## [Given exercise]
Copy the lines of the data below exactly, starting at the first and stopping after the line that contains "justify-center border-r border-b"; include no pictures.

-- Begin Input rows --

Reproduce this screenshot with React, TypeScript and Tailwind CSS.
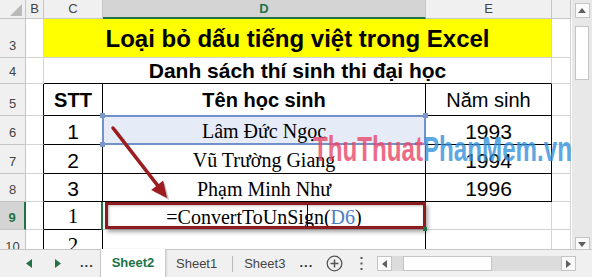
import React from "react";

const hdrCell =
  "h-full flex items-center justify-center border-r border-b border-[#c6c6c6]";

function RowHead({ n, active }: { n: string; active?: boolean }) {
  return active ? (
    <div className="w-[26px] h-full shrink-0 bg-[#d4d4d4] border-r-2 border-b border-r-[#217346] border-b-[#c6c6c6] flex items-end justify-center pb-[5px] text-[13px] leading-none font-bold text-[#217346]">
      {n}
    </div>
  ) : (
    <div className="w-[26px] h-full shrink-0 bg-[#f0f0f0] border-r border-b border-[#c6c6c6] flex items-end justify-center pb-[5px] text-[13px] leading-none text-[#444]">
      {n}
    </div>
  );
}

export default function App() {
  return (
    <div className="w-[592px] h-[277px] overflow-hidden bg-white font-['Liberation_Sans',Arial,sans-serif] text-black">
      <div className="flex h-[249px]">
        {/* Grid */}
        <div className="relative w-[572px] h-[249px] overflow-hidden">
          {/* header row */}
          <div className="flex h-[19px] bg-[#f0f0f0] text-[13px] text-[#444]">
            <div className="w-[26px] h-full border-r border-b border-[#c6c6c6] flex items-end justify-end pr-[3px] pb-[2px]">
              <svg width="12" height="12" viewBox="0 0 12 12">
                <polygon points="12,0 12,12 0,12" fill="#b9b9b9" />
              </svg>
            </div>
            <div className={"w-[18px] " + hdrCell}>B</div>
            <div className={"w-[59px] " + hdrCell}>C</div>
            <div className="w-[323px] h-full flex items-center justify-center border-r border-[#c6c6c6] border-b-2 border-b-[#217346] bg-[#d4d4d4] text-[#217346] font-bold">
              D
            </div>
            <div className={"w-[126px] " + hdrCell}>E</div>
            <div className={"w-[19px] " + hdrCell}></div>
          </div>

          {/* Row 3 */}
          <div className="flex h-[39px]">
            <RowHead n="3" />
            <div className="w-[18px] h-full border-r border-b border-[#d4d4d4]" />
            <div className="w-[508px] h-full bg-[#ffff00] border-r border-b border-[#d4d4d4] flex items-center justify-center text-[24px] font-bold leading-none pt-[1px]">
              Loại bỏ dấu tiếng việt trong Excel
            </div>
            <div className="w-[19px] h-full border-r border-b border-[#d4d4d4]" />
          </div>

          {/* Row 4 */}
          <div className="flex h-[26px]">
            <RowHead n="4" />
            <div className="w-[18px] h-full border-r border-b border-[#d4d4d4]" />
            <div className="w-[508px] h-full border-r border-b border-r-[#d4d4d4] border-b-black flex items-center justify-center text-[21px] font-bold leading-none">
              Danh sách thí sinh thi đại học
            </div>
            <div className="w-[19px] h-full border-r border-b border-[#d4d4d4]" />
          </div>

          {/* Row 5 */}
          <div className="flex h-[32px]">
            <RowHead n="5" />
            <div className="w-[18px] h-full border-r border-b border-r-black border-b-[#d4d4d4]" />
            <div className="w-[59px] h-full border-r border-b border-black flex items-center justify-center text-[20px] font-bold leading-none">
              STT
            </div>
            <div className="w-[323px] h-full border-r border-b border-black flex items-center justify-center text-[20px] font-bold leading-none">
              Tên học sinh
            </div>
            <div className="w-[126px] h-full border-r border-b border-black flex items-center justify-center text-[20px] leading-none">
              Năm sinh
            </div>
            <div className="w-[19px] h-full border-r border-b border-[#d4d4d4]" />
          </div>

          {/* Row 6 */}
          <div className="flex h-[29px]">
            <RowHead n="6" />
            <div className="w-[18px] h-full border-r border-b border-r-black border-b-[#d4d4d4]" />
            <div className="w-[59px] h-full border-r border-b border-black flex items-center justify-center text-[21px] leading-none pt-[2px]">
              1
            </div>
            <div className="w-[323px] h-full bg-[#e6ecf7] border-r border-b border-black flex items-center justify-center text-[20px] leading-none pt-[2px] font-['Liberation_Serif','Times_New_Roman',serif]">
              Lâm Đức Ngọc
            </div>
            <div className="w-[126px] h-full border-r border-b border-black flex items-center justify-center text-[21px] leading-none pt-[2px]">
              1993
            </div>
            <div className="w-[19px] h-full border-r border-b border-[#d4d4d4]" />
          </div>

          {/* Row 7 */}
          <div className="flex h-[29px]">
            <RowHead n="7" />
            <div className="w-[18px] h-full border-r border-b border-r-black border-b-[#d4d4d4]" />
            <div className="w-[59px] h-full border-r border-b border-black flex items-center justify-center text-[21px] leading-none pt-[2px]">
              2
            </div>
            <div className="w-[323px] h-full border-r border-b border-black flex items-center justify-center text-[20px] leading-none pt-[2px] font-['Liberation_Serif','Times_New_Roman',serif]">
              Vũ Trường Giang
            </div>
            <div className="w-[126px] h-full border-r border-b border-black flex items-center justify-center text-[21px] leading-none pt-[2px]">
              1994
            </div>
            <div className="w-[19px] h-full border-r border-b border-[#d4d4d4]" />
          </div>

          {/* Row 8 */}
          <div className="flex h-[28px]">
            <RowHead n="8" />
            <div className="w-[18px] h-full border-r border-b border-r-black border-b-[#d4d4d4]" />
            <div className="w-[59px] h-full border-r border-b border-black flex items-center justify-center text-[21px] leading-none pt-[2px]">
              3
            </div>
            <div className="w-[323px] h-full border-r border-b border-black flex items-center justify-center text-[20px] leading-none pt-[2px] font-['Liberation_Serif','Times_New_Roman',serif]">
              Phạm Minh Như
            </div>
            <div className="w-[126px] h-full border-r border-b border-black flex items-center justify-center text-[21px] leading-none pt-[2px]">
              1996
            </div>
            <div className="w-[19px] h-full border-r border-b border-[#d4d4d4]" />
          </div>

          {/* Row 9 */}
          <div className="flex h-[28px]">
            <RowHead n="9" active />
            <div className="w-[18px] h-full border-r border-b border-r-black border-b-[#d4d4d4]" />
            <div className="w-[59px] h-full border-r border-b border-black flex items-center justify-center text-[21px] leading-none pt-[2px] font-['Liberation_Serif','Times_New_Roman',serif]">
              1
            </div>
            <div className="w-[323px] h-full border-r border-b border-r-black border-b-[#d4d4d4] flex items-center justify-center text-[20px] leading-none pt-[2px] font-['Liberation_Serif','Times_New_Roman',serif]">
              <span>
                =ConvertToUnSign(<span className="text-[#4a7cc4]">D6</span>)
              </span>
            </div>
            <div className="w-[126px] h-full border-r border-b border-[#d4d4d4]" />
            <div className="w-[19px] h-full border-r border-b border-[#d4d4d4]" />
          </div>

          {/* Row 10 */}
          <div className="flex h-[29px]">
            <RowHead n="10" />
            <div className="w-[18px] h-full border-r border-b border-r-black border-b-[#d4d4d4]" />
            <div className="w-[59px] h-full border-r border-b border-r-black border-b-[#d4d4d4] flex items-center justify-center text-[21px] leading-none pt-[2px] font-['Liberation_Serif','Times_New_Roman',serif]">
              2
            </div>
            <div className="w-[323px] h-full border-r border-b border-r-black border-b-[#d4d4d4]" />
            <div className="w-[126px] h-full border-r border-b border-[#d4d4d4]" />
            <div className="w-[19px] h-full border-r border-b border-[#d4d4d4]" />
          </div>

          {/* D6 selection outline */}
          <div className="absolute left-[102px] top-[115px] w-[324px] h-[30px] border-2 border-[#7391c9]" />
          <div className="absolute left-[100px] top-[113px] w-[5px] h-[5px] bg-[#7b96c9]" />
          <div className="absolute left-[100px] top-[142px] w-[5px] h-[5px] bg-[#7b96c9]" />
          <div className="absolute left-[423px] top-[113px] w-[5px] h-[5px] bg-[#7b96c9]" />

          {/* active cell indicator */}
          <div className="absolute left-[101px] top-[202px] w-[2px] h-[28px] bg-[#217346]" />
          {/* red annotation box */}
          <div className="absolute left-[105px] top-[202px] w-[321px] h-[27px] border-[3px] border-[#8c1b1d] shadow-[2px_3px_4px_rgba(0,0,0,0.35),inset_1px_1px_3px_rgba(0,0,0,0.25)]" />
          <div className="absolute left-[423px] top-[227px] w-[4px] h-[4px] bg-[#217346]" />
          {/* text cursor */}
          <div className="absolute left-[307px] top-[204px] w-px h-[23px] bg-black" />

          {/* arrow */}
          <svg
            className="absolute left-0 top-0"
            width="572"
            height="249"
            viewBox="0 0 572 249"
          >
            <g opacity="0.25" transform="translate(2,2)">
              <line x1="113" y1="128" x2="158" y2="186" stroke="#000" strokeWidth="3.5" />
              <polygon points="167,198 151.7,189.6 162.7,181" fill="#000" />
            </g>
            <line
              x1="113"
              y1="128"
              x2="158"
              y2="186"
              stroke="#9c1c1f"
              strokeWidth="3.5"
              strokeLinecap="round"
            />
            <polygon points="167,198 151.2,190 163.2,180.6" fill="#9c1c1f" />
          </svg>

          {/* watermark */}
          <div className="absolute left-[313px] top-[131px] whitespace-nowrap origin-left scale-x-[0.69] text-[35px] leading-none font-bold opacity-80">
            <span className="text-[#e8486a]">ThuThuat</span>
            <span className="text-[#3592dc]">PhanMem.vn</span>
          </div>
        </div>

        {/* Vertical scrollbar */}
        <div className="w-[20px] h-[249px] bg-[#e8e8e8] flex flex-col items-center pt-[3px]">
          <div className="w-[15px] h-[15px] bg-[#fafafa] border border-[#c4c4c4] flex items-center justify-center">
            <svg width="8" height="5" viewBox="0 0 8 5">
              <polygon points="0,5 8,5 4,0" fill="#606060" />
            </svg>
          </div>
          <div className="mt-[8px] w-[14px] h-[54px] bg-white border border-[#c4c4c4]" />
          <div className="flex-1" />
          <div className="w-[15px] h-[12px] bg-[#fafafa] border border-b-0 border-[#c4c4c4] flex items-start justify-center pt-[4px]">
            <svg width="8" height="5" viewBox="0 0 8 5">
              <polygon points="0,0 8,0 4,5" fill="#606060" />
            </svg>
          </div>
        </div>
      </div>

      {/* Tab bar */}
      <div className="flex h-[28px] bg-[#f0f0f0] text-[13px] text-[#444]">
        <div className="w-[100px] h-full border-t border-[#c6c6c6] flex items-center">
          <svg className="ml-[26px]" width="6" height="9" viewBox="0 0 6 9">
            <polygon points="6,0 6,9 0,4.5" fill="#217346" />
          </svg>
          <svg className="ml-[23px]" width="6" height="9" viewBox="0 0 6 9">
            <polygon points="0,0 0,9 6,4.5" fill="#217346" />
          </svg>
          <span className="ml-[19px] font-bold tracking-[1px] text-[#333] pb-[1px]">...</span>
        </div>
        <div className="w-[66px] h-full bg-white border-l border-r border-[#c6c6c6] flex items-center justify-center font-bold text-[#217346] shadow-[1px_0_2px_rgba(0,0,0,0.1)]">
          Sheet2
        </div>
        <div className="flex-1 h-full border-t border-[#c6c6c6] flex items-center">
          <span className="ml-[10px]">Sheet1</span>
          <div className="ml-[15px] w-px h-[16px] bg-[#b8b8b8]" />
          <span className="ml-[11px]">Sheet3</span>
          <span className="ml-[14px] font-bold tracking-[1px] text-[#333] pb-[1px]">...</span>
          <svg className="ml-[13px]" width="17" height="17" viewBox="0 0 17 17">
            <circle cx="8.5" cy="8.5" r="7.3" fill="none" stroke="#555" strokeWidth="1.3" />
            <line x1="8.5" y1="4.5" x2="8.5" y2="12.5" stroke="#555" strokeWidth="1.5" />
            <line x1="4.5" y1="8.5" x2="12.5" y2="8.5" stroke="#555" strokeWidth="1.5" />
          </svg>
          <svg className="ml-[17px]" width="3" height="13" viewBox="0 0 3 13">
            <rect x="0.5" y="0" width="2" height="2" fill="#555" />
            <rect x="0.5" y="5.5" width="2" height="2" fill="#555" />
            <rect x="0.5" y="11" width="2" height="2" fill="#555" />
          </svg>
          {/* horizontal scrollbar */}
          <div className="ml-[14px] flex items-center h-[15px]">
            <div className="w-[15px] h-[15px] bg-[#fafafa] border border-[#c4c4c4] flex items-center justify-center">
              <svg width="5" height="8" viewBox="0 0 5 8">
                <polygon points="5,0 5,8 0,4" fill="#606060" />
              </svg>
            </div>
            <div className="w-[169px] h-[15px] bg-[#dcdcdc] flex items-center">
              <div className="ml-[11px] w-[89px] h-[15px] bg-white border border-[#c4c4c4]" />
            </div>
            <div className="w-[15px] h-[15px] bg-[#fafafa] border border-[#c4c4c4] flex items-center justify-center">
              <svg width="5" height="8" viewBox="0 0 5 8">
                <polygon points="0,0 0,8 5,4" fill="#606060" />
              </svg>
            </div>
          </div>
        </div>
      </div>
    </div>
  );
}
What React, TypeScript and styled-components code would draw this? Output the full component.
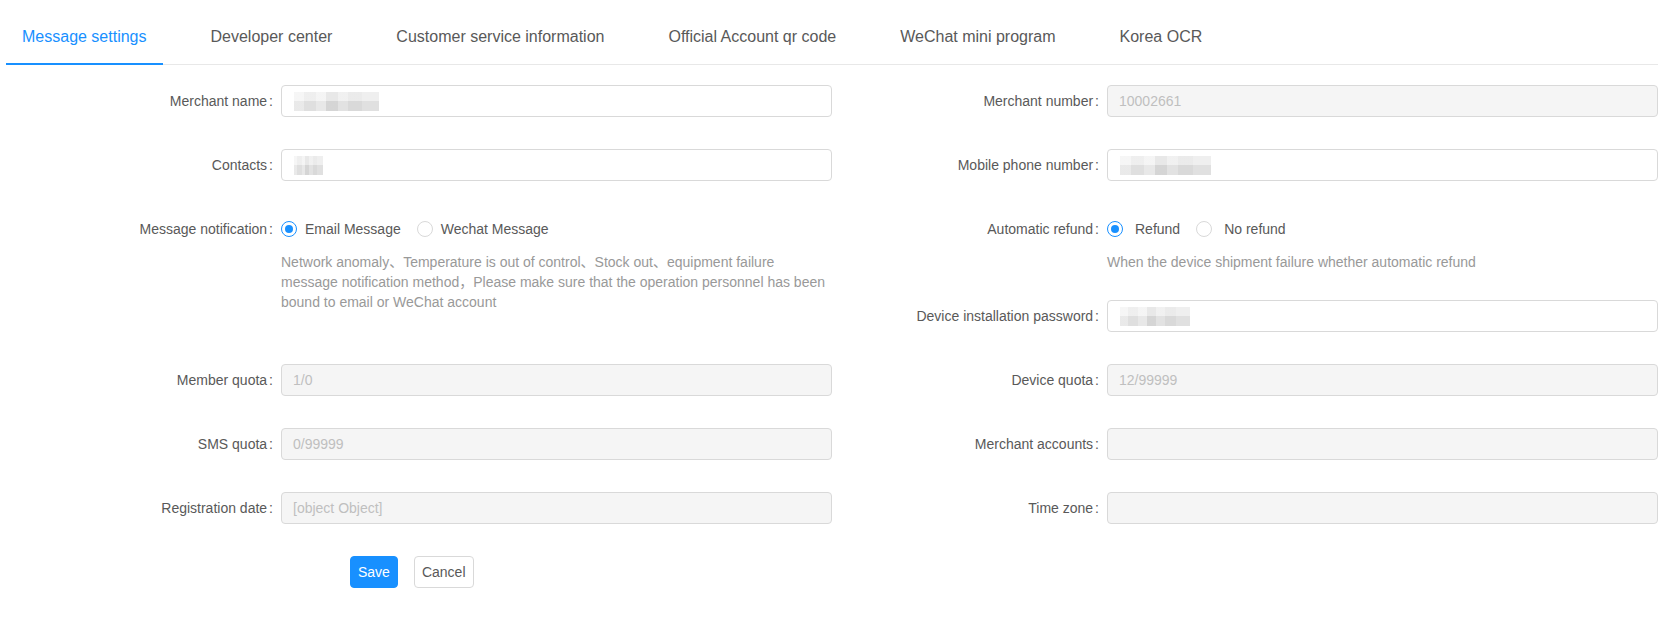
import React from 'react'
import styled, { createGlobalStyle } from 'styled-components'

const GlobalStyle = createGlobalStyle`
  html, body {
    margin: 0;
    padding: 0;
    background: #fff;
  }
  body {
    font-family: "Liberation Sans", Arial, "Noto Sans CJK SC", sans-serif;
    font-size: 14px;
    color: #595959;
  }
`

const Page = styled.div`
  padding: 0 12px 0 6px;
`

const TabBar = styled.div`
  display: flex;
  border-bottom: 1px solid #e8e8e8;
`

const Tab = styled.div<{ $active?: boolean }>`
  padding: 26px 16px 15px;
  margin-right: 32px;
  margin-bottom: -1px;
  font-size: 16px;
  line-height: 22px;
  white-space: nowrap;
  cursor: pointer;
  color: ${(p) => (p.$active ? '#1890ff' : '#595959')};
  border-bottom: 2px solid ${(p) => (p.$active ? '#1890ff' : 'transparent')};
`

const Form = styled.div`
  display: grid;
  grid-template-columns: 1fr 1fr;
  margin-top: 20px;
`

const Column = styled.div`
  display: flex;
  flex-direction: column;
`

const Item = styled.div<{ $mb?: number }>`
  display: grid;
  grid-template-columns: 275px 1fr;
  margin-bottom: ${(p) => (p.$mb ?? 32)}px;
`

const Label = styled.label`
  text-align: right;
  line-height: 32px;
  height: 32px;
  color: #595959;
  white-space: nowrap;
  &::after {
    content: ':';
    margin: 0 8px 0 2px;
  }
`

const Control = styled.div`
  min-width: 0;
`

const Input = styled.div<{ $disabled?: boolean }>`
  box-sizing: border-box;
  height: 32px;
  padding: 4px 11px;
  line-height: 22px;
  border: 1px solid #d9d9d9;
  border-radius: 4px;
  display: flex;
  align-items: center;
  background: ${(p) => (p.$disabled ? '#f5f5f5' : '#fff')};
  color: ${(p) => (p.$disabled ? '#bfbfbf' : '#595959')};
`

const Mosaic = styled.span<{ $w: number }>`
  display: inline-block;
  width: ${(p) => p.$w}px;
  height: 19px;
  margin-left: 1px;
  background:
    linear-gradient(180deg, rgba(255, 255, 255, 0.35) 0 45%, rgba(0, 0, 0, 0.03) 45% 100%),
    linear-gradient(90deg, #f1f1f1 0 12%, #e6e6e6 12% 26%, #efefef 26% 38%, #dcdcdc 38% 52%,
      #e9e9e9 52% 64%, #e0e0e0 64% 80%, #e7e7e7 80% 100%);
`

const RadioGroup = styled.div`
  display: flex;
  align-items: center;
  height: 32px;
`

const RadioOption = styled.span`
  display: inline-flex;
  align-items: center;
  margin-right: 8px;
  color: #595959;
  white-space: nowrap;
`

const RadioDot = styled.span<{ $checked?: boolean }>`
  box-sizing: border-box;
  width: 16px;
  height: 16px;
  border-radius: 50%;
  border: 1px solid ${(p) => (p.$checked ? '#1890ff' : '#d9d9d9')};
  display: inline-flex;
  align-items: center;
  justify-content: center;
  background: #fff;
  &::after {
    content: '';
    width: 8px;
    height: 8px;
    border-radius: 50%;
    background: #1890ff;
    display: ${(p) => (p.$checked ? 'block' : 'none')};
  }
`

const RadioText = styled.span<{ $lead?: boolean }>`
  padding: 0 8px 0 ${(p) => (p.$lead ? 12 : 8)}px;
`

const Extra = styled.div`
  margin-top: 7px;
  line-height: 20px;
  color: #999;
  white-space: nowrap;
`

const Actions = styled.div`
  display: flex;
  gap: 16px;
  margin-left: 344px;
`

const Button = styled.button<{ $primary?: boolean }>`
  height: 32px;
  padding: 0 7px;
  font-family: inherit;
  font-size: 14px;
  border-radius: 4px;
  cursor: pointer;
  border: 1px solid ${(p) => (p.$primary ? '#1890ff' : '#d9d9d9')};
  background: ${(p) => (p.$primary ? '#1890ff' : '#fff')};
  color: ${(p) => (p.$primary ? '#fff' : '#595959')};
`

const tabs = [
  'Message settings',
  'Developer center',
  'Customer service information',
  'Official Account qr code',
  'WeChat mini program',
  'Korea OCR',
]

function Radios({ options, lead }: { options: string[]; lead?: boolean }) {
  return (
    <RadioGroup>
      {options.map((o, i) => (
        <RadioOption key={o}>
          <RadioDot $checked={i === 0} />
          <RadioText $lead={lead}>{o}</RadioText>
        </RadioOption>
      ))}
    </RadioGroup>
  )
}

export default function App() {
  return (
    <Page>
      <GlobalStyle />
      <TabBar>
        {tabs.map((t, i) => (
          <Tab key={t} $active={i === 0}>{t}</Tab>
        ))}
      </TabBar>
      <Form>
        <Column>
          <Item>
            <Label>Merchant name</Label>
            <Control>
              <Input><Mosaic $w={85} /></Input>
            </Control>
          </Item>
          <Item>
            <Label>Contacts</Label>
            <Control>
              <Input><Mosaic $w={29} /></Input>
            </Control>
          </Item>
          <Item $mb={52}>
            <Label>Message notification</Label>
            <Control>
              <Radios options={['Email Message', 'Wechat Message']} />
              <Extra>
                Network anomaly、Temperature is out of control、Stock out、equipment failure
                <br />
                message notification method，Please make sure that the operation personnel has been
                <br />
                bound to email or WeChat account
              </Extra>
            </Control>
          </Item>
          <Item>
            <Label>Member quota</Label>
            <Control>
              <Input $disabled>1/0</Input>
            </Control>
          </Item>
          <Item>
            <Label>SMS quota</Label>
            <Control>
              <Input $disabled>0/99999</Input>
            </Control>
          </Item>
          <Item>
            <Label>Registration date</Label>
            <Control>
              <Input $disabled>[object Object]</Input>
            </Control>
          </Item>
          <Actions>
            <Button $primary>Save</Button>
            <Button>Cancel</Button>
          </Actions>
        </Column>
        <Column>
          <Item>
            <Label>Merchant number</Label>
            <Control>
              <Input $disabled>10002661</Input>
            </Control>
          </Item>
          <Item>
            <Label>Mobile phone number</Label>
            <Control>
              <Input><Mosaic $w={91} /></Input>
            </Control>
          </Item>
          <Item $mb={28}>
            <Label>Automatic refund</Label>
            <Control>
              <Radios options={['Refund', 'No refund']} lead />
              <Extra>When the device shipment failure whether automatic refund</Extra>
            </Control>
          </Item>
          <Item>
            <Label>Device installation password</Label>
            <Control>
              <Input><Mosaic $w={70} /></Input>
            </Control>
          </Item>
          <Item>
            <Label>Device quota</Label>
            <Control>
              <Input $disabled>12/99999</Input>
            </Control>
          </Item>
          <Item>
            <Label>Merchant accounts</Label>
            <Control>
              <Input $disabled />
            </Control>
          </Item>
          <Item>
            <Label>Time zone</Label>
            <Control>
              <Input $disabled />
            </Control>
          </Item>
        </Column>
      </Form>
    </Page>
  )
}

-- End Input rows --

## [Complete output]
Reproduce this screenshot with React, TypeScript and Tailwind CSS.
import React from "react";

const hdrCell =
  "h-full flex items-center justify-center border-r border-b border-[#c6c6c6]";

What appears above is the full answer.